Considering the current challenges facing IoT security, businesses must adopt IoT security protocols and specialized strategies to ensure the protection of sensitive data gathered and communicated by such devices.

Effective Security Measures for Safe Deployment of IoT Devices:

Trusted Device Identities Based on Public Key Infrastructure (PKI)

PKI is the foundation on which transactions online can be executed securely. It is an encryption framework based on cybersecurity best practices that facilitate secure communication between the server and the client device. PKI allows businesses to securely authenticate all stakeholders in any transactions associated with them.

The technology underpinning SSL/TLS, many corporate identity schemes, secure email, and other systems, PKI uses a cryptographic method that supports a linked pair of different keys, one public and one private. It provides the ability for both the client and the server to authenticate each other and to securely send data to one another.

PKI technology can be used to provision trusted device identities into IoT devices.
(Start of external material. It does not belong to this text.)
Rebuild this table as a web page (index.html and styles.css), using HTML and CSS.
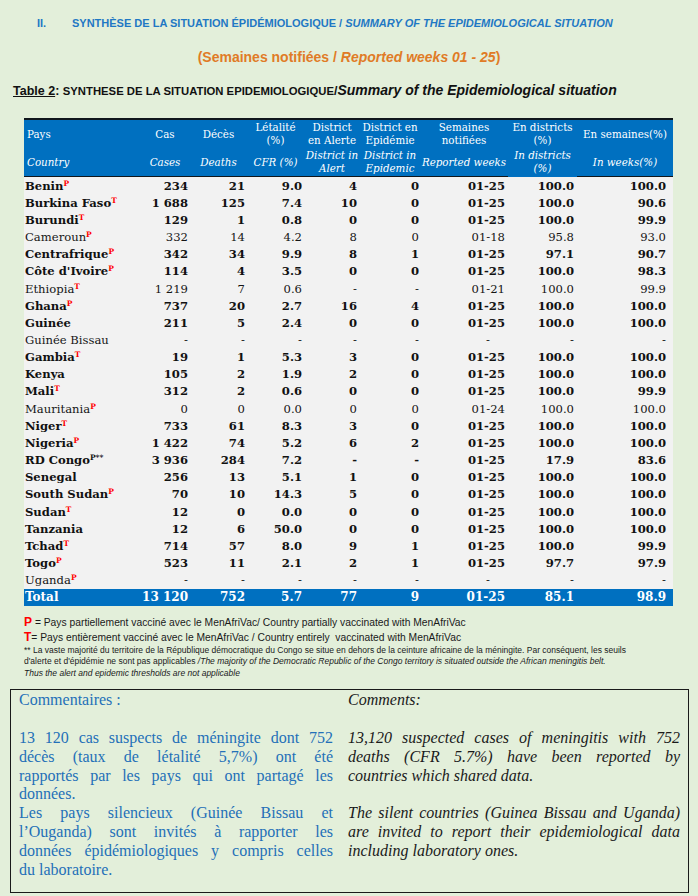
FILE: index.html
```html
<!DOCTYPE html>
<html lang="fr">
<head>
<meta charset="utf-8">
<title>Synthèse de la situation épidémiologique</title>
<link rel="stylesheet" href="styles.css">
</head>
<body>
<div class="page">
  <h2 class="sec"><span class="num">II.</span><span>SYNTHÈSE DE LA SITUATION ÉPIDÉMIOLOGIQUE / <i>SUMMARY OF THE EPIDEMIOLOGICAL SITUATION</i></span></h2>
  <p class="weeks">(Semaines notifiées / <i>Reported weeks 01 - 25</i>)</p>
  <p class="caption"><u>Table 2</u>: <span class="caps">SYNTHESE DE LA SITUATION EPIDEMIOLOGIQUE</span>/<i>Summary of the Epidemiological situation</i></p>

  <table class="data">
    <colgroup>
      <col class="c-pays"><col class="c-cas"><col class="c-dec"><col class="c-let"><col class="c-ale"><col class="c-epi"><col class="c-sem"><col class="c-idi"><col class="c-iwe">
    </colgroup>
    <thead>
      <tr class="fr">
        <th class="left">Pays</th><th>Cas</th><th>Décès</th><th>Létalité<br>(%)</th><th>District<br>en Alerte</th><th>District en<br>Epidémie</th><th>Semaines<br>notifiées</th><th>En districts<br>(%)</th><th>En semaines(%)</th>
      </tr>
      <tr class="en">
        <th class="left">Country</th><th>Cases</th><th>Deaths</th><th>CFR (%)</th><th>District in<br>Alert</th><th>District in<br>Epidemic</th><th>Reported weeks</th><th class="nob">In districts<br>(%)</th><th>In weeks(%)</th>
      </tr>
    </thead>
    <tbody>
      <tr class="b"><td class="c">Benin<sup>P</sup></td><td>234</td><td>21</td><td>9.0</td><td>4</td><td>0</td><td>01-25</td><td>100.0</td><td>100.0</td></tr>
      <tr class="b"><td class="c">Burkina Faso<sup>T</sup></td><td>1 688</td><td>125</td><td>7.4</td><td>10</td><td>0</td><td>01-25</td><td>100.0</td><td>90.6</td></tr>
      <tr class="b"><td class="c">Burundi<sup>T</sup></td><td>129</td><td>1</td><td>0.8</td><td>0</td><td>0</td><td>01-25</td><td>100.0</td><td>99.9</td></tr>
      <tr><td class="c">Cameroun<sup>P</sup></td><td>332</td><td>14</td><td>4.2</td><td>8</td><td>0</td><td>01-18</td><td>95.8</td><td>93.0</td></tr>
      <tr class="b"><td class="c">Centrafrique<sup>P</sup></td><td>342</td><td>34</td><td>9.9</td><td>8</td><td>1</td><td>01-25</td><td>97.1</td><td>90.7</td></tr>
      <tr class="b"><td class="c">Côte d'Ivoire<sup>P</sup></td><td>114</td><td>4</td><td>3.5</td><td>0</td><td>0</td><td>01-25</td><td>100.0</td><td>98.3</td></tr>
      <tr><td class="c">Ethiopia<sup>T</sup></td><td>1 219</td><td>7</td><td>0.6</td><td>-</td><td>-</td><td>01-21</td><td>100.0</td><td>99.9</td></tr>
      <tr class="b"><td class="c">Ghana<sup>P</sup></td><td>737</td><td>20</td><td>2.7</td><td>16</td><td>4</td><td>01-25</td><td>100.0</td><td>100.0</td></tr>
      <tr class="b"><td class="c">Guinée</td><td>211</td><td>5</td><td>2.4</td><td>0</td><td>0</td><td>01-25</td><td>100.0</td><td>100.0</td></tr>
      <tr><td class="c">Guinée Bissau</td><td>-</td><td>-</td><td>-</td><td>-</td><td>-</td><td class="dash">-</td><td>-</td><td>-</td></tr>
      <tr class="b"><td class="c">Gambia<sup>T</sup></td><td>19</td><td>1</td><td>5.3</td><td>3</td><td>0</td><td>01-25</td><td>100.0</td><td>100.0</td></tr>
      <tr class="b"><td class="c">Kenya</td><td>105</td><td>2</td><td>1.9</td><td>2</td><td>0</td><td>01-25</td><td>100.0</td><td>100.0</td></tr>
      <tr class="b"><td class="c">Mali<sup>T</sup></td><td>312</td><td>2</td><td>0.6</td><td>0</td><td>0</td><td>01-25</td><td>100.0</td><td>99.9</td></tr>
      <tr><td class="c">Mauritania<sup>P</sup></td><td>0</td><td>0</td><td>0.0</td><td>0</td><td>0</td><td>01-24</td><td>100.0</td><td>100.0</td></tr>
      <tr class="b"><td class="c">Niger<sup>T</sup></td><td>733</td><td>61</td><td>8.3</td><td>3</td><td>0</td><td>01-25</td><td>100.0</td><td>100.0</td></tr>
      <tr class="b"><td class="c">Nigeria<sup>P</sup></td><td>1 422</td><td>74</td><td>5.2</td><td>6</td><td>2</td><td>01-25</td><td>100.0</td><td>100.0</td></tr>
      <tr class="b"><td class="c">RD Congo<sup class="blk">P**</sup></td><td>3 936</td><td>284</td><td>7.2</td><td>-</td><td>-</td><td>01-25</td><td>17.9</td><td>83.6</td></tr>
      <tr class="b"><td class="c">Senegal</td><td>256</td><td>13</td><td>5.1</td><td>1</td><td>0</td><td>01-25</td><td>100.0</td><td>100.0</td></tr>
      <tr class="b"><td class="c">South Sudan<sup>P</sup></td><td>70</td><td>10</td><td>14.3</td><td>5</td><td>0</td><td>01-25</td><td>100.0</td><td>100.0</td></tr>
      <tr class="b"><td class="c">Sudan<sup>T</sup></td><td>12</td><td>0</td><td>0.0</td><td>0</td><td>0</td><td>01-25</td><td>100.0</td><td>100.0</td></tr>
      <tr class="b"><td class="c">Tanzania</td><td>12</td><td>6</td><td>50.0</td><td>0</td><td>0</td><td>01-25</td><td>100.0</td><td>100.0</td></tr>
      <tr class="b"><td class="c">Tchad<sup>T</sup></td><td>714</td><td>57</td><td>8.0</td><td>9</td><td>1</td><td>01-25</td><td>100.0</td><td>99.9</td></tr>
      <tr class="b"><td class="c">Togo<sup>P</sup></td><td>523</td><td>11</td><td>2.1</td><td>2</td><td>1</td><td>01-25</td><td>97.7</td><td>97.9</td></tr>
      <tr><td class="c">Uganda<sup>P</sup></td><td>-</td><td>-</td><td>-</td><td>-</td><td>-</td><td class="dash">-</td><td>-</td><td>-</td></tr>
      <tr class="total"><td class="c">Total</td><td>13 120</td><td>752</td><td>5.7</td><td>77</td><td>9</td><td>01-25</td><td>85.1</td><td>98.9</td></tr>
    </tbody>
  </table>

  <div class="notes">
    <div class="n1"><b class="red">P</b> = Pays partiellement vacciné avec le MenAfriVac/ Country partially vaccinated with MenAfriVac</div>
    <div class="n1"><b class="red">T</b>= Pays entièrement vacciné avec le MenAfriVac / Country entirely &nbsp;vaccinated with MenAfriVac</div>
    <div class="n2">** La vaste majorité du territoire de la République démocratique du Congo se situe en dehors de la ceinture africaine de la méningite. Par conséquent, les seuils</div>
    <div class="n2">d'alerte et d'épidémie ne sont pas applicables <i>/The majority of the Democratic Republic of the Congo territory is situated outside the African meningitis belt.</i></div>
    <div class="n2"><i>Thus the alert and epidemic thresholds are not applicable</i></div>
  </div>

  <div class="comments">
    <div class="col fr-col">
      <div class="ln">Commentaires :</div>
      <div class="ln">&nbsp;</div>
      <div class="ln j">13 120 cas suspects de méningite dont 752</div>
      <div class="ln j">décès (taux de létalité 5,7%) ont été</div>
      <div class="ln j">rapportés par les pays qui ont partagé les</div>
      <div class="ln">données.</div>
      <div class="ln j">Les pays silencieux (Guinée Bissau et</div>
      <div class="ln j">l’Ouganda) sont invités à rapporter les</div>
      <div class="ln j">données épidémiologiques y compris celles</div>
      <div class="ln">du laboratoire.</div>
    </div>
    <div class="col en-col">
      <div class="ln">Comments:</div>
      <div class="ln">&nbsp;</div>
      <div class="ln j">13,120 suspected cases of meningitis with 752</div>
      <div class="ln j">deaths (CFR 5.7%) have been reported by</div>
      <div class="ln">countries which shared data.</div>
      <div class="ln">&nbsp;</div>
      <div class="ln j">The silent countries (Guinea Bissau and Uganda)</div>
      <div class="ln j">are invited to report their epidemiological data</div>
      <div class="ln">including laboratory ones.</div>
    </div>
  </div>
</div>
</body>
</html>
```

FILE: styles.css
```css
html, body {
  margin: 0;
  padding: 0;
}
body {
  background: #e3efda;
  font-family: "DejaVu Serif", serif;
  color: #111;
}
.page {
  width: 698px;
  height: 896px;
  overflow: hidden;
}
.sec {
  margin: 0;
  padding: 17px 0 0 37px;
  display: flex;
  font: bold 11px/12px "Liberation Sans", Arial, sans-serif;
  color: #1f78c4;
  white-space: nowrap;
}
.sec .num {
  width: 35px;
  flex: none;
}
.weeks {
  margin: 20px 0 0;
  text-align: center;
  font: bold 14px/16px "Liberation Sans", Arial, sans-serif;
  color: #e07b26;
}
.caption {
  margin: 16px 0 0;
  padding-left: 13px;
  font: bold 12.5px/18px "Liberation Sans", Arial, sans-serif;
  color: #111;
  white-space: nowrap;
}
.caption .caps {
  font-size: 11.3px;
}
.caption i {
  font-size: 14px;
}

/* table */
.data {
  margin: 18px 0 0 24px;
  width: 649px;
  table-layout: fixed;
  border-collapse: collapse;
  border-top: 2px solid #10161c;
}
.c-pays { width: 116px; }
.c-cas { width: 50px; }
.c-dec { width: 57px; }
.c-let { width: 57px; }
.c-ale { width: 56px; }
.c-epi { width: 60px; }
.c-sem { width: 88px; }
.c-idi { width: 69px; }
.c-iwe { width: 96px; }

.data th {
  background: #0070c0;
  color: #fff;
  font-weight: normal;
  font-size: 10.3px;
  line-height: 13px;
  text-align: center;
  vertical-align: middle;
  padding: 0;
  white-space: nowrap;
}
.data th.left {
  text-align: left;
  padding-left: 3px;
}
.data tr.fr th {
  height: 28px;
}
.data tr.en th {
  height: 28px;
  font-style: italic;
  border-bottom: 1.5px solid #10161c;
}
.data tr.en th.nob {
  border-bottom-color: #0070c0;
}
.data td {
  height: 17.17px;
  padding: 0 2px 0 0;
  font-size: 11.6px;
  line-height: 14px;
  text-align: right;
  background: #f2f2f2;
  white-space: nowrap;
  color: #151515;
}
.data tr.b td {
  font-weight: bold;
  color: #111;
}
.data td.c {
  text-align: left;
  padding-left: 1px;
}
.data td:nth-child(5) { padding-right: 3px; }
.data td:nth-child(6) { padding-right: 1px; }
.data td:nth-child(7) { padding-right: 3px; }
.data td:nth-child(8) { padding-right: 3px; }
.data td:nth-child(9) { padding-right: 7px; }
.data td.dash { padding-right: 18px; }
.data sup {
  color: #ff0000;
  font-weight: bold;
  font-size: 7.5px;
  line-height: 0;
  vertical-align: 4px;
}
.data sup.blk {
  color: #111;
}
.data tr.total td {
  background: #0070c0;
  color: #fff;
  font-weight: bold;
  font-size: 12px;
}

/* notes */
.notes {
  margin-top: 9px;
  padding-left: 24px;
  font-family: "Liberation Sans", Arial, sans-serif;
  color: #1a1a1a;
  white-space: nowrap;
}
.notes .n1 {
  font-size: 10.3px;
  line-height: 14px;
}
.notes .n1 .red {
  color: #ff0000;
  font-size: 12px;
}
.notes .n2 {
  font-size: 8.5px;
  line-height: 11.5px;
}

/* comments */
.comments {
  margin: 10px 9px 0 10px;
  border: 1.5px solid #1a1a1a;
  padding: 1px 8px 13px 8px;
  display: flex;
  gap: 15px;
  font-family: "Liberation Serif", "Times New Roman", serif;
  font-size: 16px;
  line-height: 18.8px;
}
.comments .col {
  white-space: nowrap;
}
.fr-col {
  width: 314px;
  color: #2370b8;
}
.en-col {
  width: 332px;
  font-style: italic;
  color: #1a1a1a;
}
.ln.j {
  text-align: justify;
  text-align-last: justify;
  white-space: normal;
}
```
Although a single security key or public key certificate can suffice for simple applications, most IoT applications require a more complex data structure that includes metadata, authorization statements, and cryptographic credentials.

• Metadata contains descriptive information on the device type, manufacturer, model, and version number, and can also include attributes describing its functionality. For example, a camera’s metadata might indicate whether it has the capability to shoot video, photos, or both.
• Authorization statements are permissions that describe what the device is allowed to do. Some multi-functional devices might use only a subset of their capabilities for certain use cases. For example, a camera’s video recording may be prohibited for legal reasons in some installations, but photography may be permitted.
• A device may need several types of keys and certificates. For example, it might need keys to authenticate services, encrypt data, or verify code signatures. All certificates (cryptographic and authentication keys) will typically be tied to a unique root certificate issued by a certificate authority (CA). Some of the certificates in the associated certificate hierarchy might need to be included to verify the identity of the services the device interacts with.

To prevent tampering, the entire device identity should be protected with a digital signature. Since the device identity can contain sensitive information such as private keys and CA root certificates, it needs robust protection. This can be done by delivering the identity to the device over a secure, authenticated channel. Once on the device, the sensitive materials or the entire device identity will need to be stored securely; for example, in hardware-backed secure storage.

Certain security products like Intertrust PKI help eliminate these challenges and protect security keys and data by employing advanced technologies based on white-box cryptography. SKB is a software library that provides a suite of standard cryptographic functions to be performed, but in such a way that the keys are never unencrypted, even when in use. It eliminates the ability of hackers to gain access to keys from the memory of the device.

Intertrust PKI is a managed service that specializes in delivering device identities at scale for trusted ecosystems. It is primarily meant for businesses that need security and control over all stakeholders associated with them. Intertrust PKI equips devices with the capability to receive additional secure data and ensures that they can provide mutual authentication for both endpoint and server n, as well as deliver secured data, applications, firmware, and more.

Device Authentication

As billions of devices are connecting to the internet each day, it is critical to authenticate each device trying to connect to your business’s network. PKI is the most recognized and used method to provide these identities and to validate that they are genuine.

Encrypted Security Layers

Many IoT devices are not designed with security layers. Building in these encrypted security layers during the development process goes a long way toward boosting device security. The design should involve devices with the ability to securely update OSes and high performing hardware that keeps a check on data from the start to finish of communication, creating a safer environment for storing and transferring data.

Secure Code

Bad actors may seek opportunities to inject unauthorized code during the manufacturing process or when the device code is updated. For example, when you need to update the firmware to provide additional functionality or patch a vulnerability. Use preventive security measures to harden code infrastructure and perform regular tests to ensure it is secure at all times. Code can be signed before being delivered and should be authenticated by the device being installed—PKI mechanisms can be utilized here.

Baking in IoT Device Security

If your organization develops IoT devices it is critical to build in device security, applying the core principles of trusted identity, authentication, secure communication and update mechanisms, and code hardening. If you consider security early in the design phase, it will be easier to build an effective, protected device.